• [WORK REQUIRED]: In the material below, list every line carrying the string "React".
* begin GIVEN MATERIAL *
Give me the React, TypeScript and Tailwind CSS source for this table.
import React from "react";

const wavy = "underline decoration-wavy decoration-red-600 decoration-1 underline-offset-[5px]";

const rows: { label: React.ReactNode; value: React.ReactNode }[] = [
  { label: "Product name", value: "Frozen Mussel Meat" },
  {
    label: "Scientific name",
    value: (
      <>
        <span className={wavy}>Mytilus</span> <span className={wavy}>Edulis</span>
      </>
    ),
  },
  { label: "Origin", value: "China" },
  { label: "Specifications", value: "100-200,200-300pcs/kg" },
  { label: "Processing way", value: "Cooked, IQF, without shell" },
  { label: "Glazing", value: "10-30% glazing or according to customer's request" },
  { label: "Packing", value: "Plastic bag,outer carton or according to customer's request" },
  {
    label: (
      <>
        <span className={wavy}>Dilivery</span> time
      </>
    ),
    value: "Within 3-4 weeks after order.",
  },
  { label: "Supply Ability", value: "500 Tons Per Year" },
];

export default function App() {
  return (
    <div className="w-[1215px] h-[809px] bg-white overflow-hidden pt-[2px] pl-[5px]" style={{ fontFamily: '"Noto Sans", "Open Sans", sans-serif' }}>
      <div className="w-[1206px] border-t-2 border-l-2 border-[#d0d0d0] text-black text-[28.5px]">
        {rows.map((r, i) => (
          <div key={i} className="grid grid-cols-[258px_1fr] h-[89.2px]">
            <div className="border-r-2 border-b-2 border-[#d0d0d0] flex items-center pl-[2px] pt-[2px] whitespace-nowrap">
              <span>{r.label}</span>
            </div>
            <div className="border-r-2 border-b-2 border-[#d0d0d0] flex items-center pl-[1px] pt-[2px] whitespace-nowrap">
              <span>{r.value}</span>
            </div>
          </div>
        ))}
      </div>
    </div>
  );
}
* end GIVEN MATERIAL *
• [ANSWER TO THIS EXERCISE]:
Give me the React, TypeScript and Tailwind CSS source for this table.
import React from "react";
const rows: { label: React.ReactNode; value: React.ReactNode }[] = [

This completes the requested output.